James E. Miller, writing for Taki’s Magazine, certainly thinks so. While he has some interesting and some worthwhile things to say, it’s interesting to note that he also clearly has no idea what he’s talking about — he doesn’t exhibit any knowledge of what libertarianism is, where it comes from, or what its aims are, nor does he appear to care very much. His article is very much an alt-right victory lap, heavy on the fist-pumping and potty mouth, and rather light on the actual research. Still and all, he’s not entirely wrong, as we see when he opens his piece with:

There is no libertarian moment.

Miller is entirely correct; the libertarian moment does not exist.
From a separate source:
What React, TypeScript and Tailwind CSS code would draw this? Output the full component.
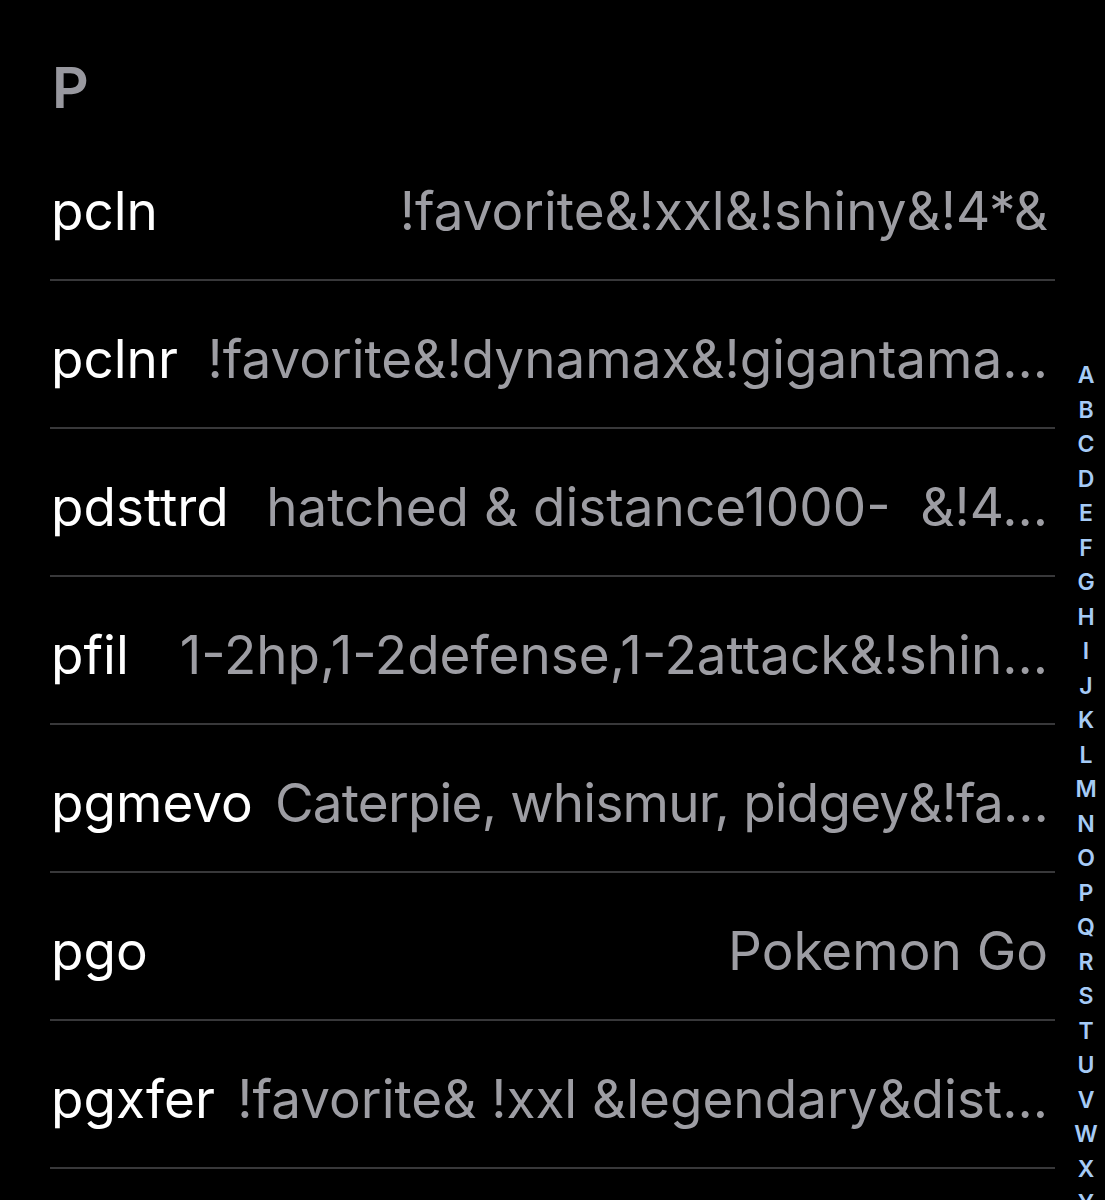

It never did. What exists in America is perhaps best described as an anti-establishment moment; the great mass of the American people is becoming increasingly dissatisfied with "business as usual" in Washington, and wants a change it can believe in — hence the rise of Obama in 2008, and the popularity of perceived "outsider" candidates like Donald Trump and Bernie Sanders, not one of whom has the tiniest shred of libertarian leaning. Ron Paul also received the benefit of this "moment," and that misled a lot of people into believing that America was now ripe for a libertarian revolution, in spite of the fact that a greater-than-ever (and still rising) percentage of Americans is presently dependent on government largesse in one form or another. However attractive the idea of liberty may be, most people will take the money instead.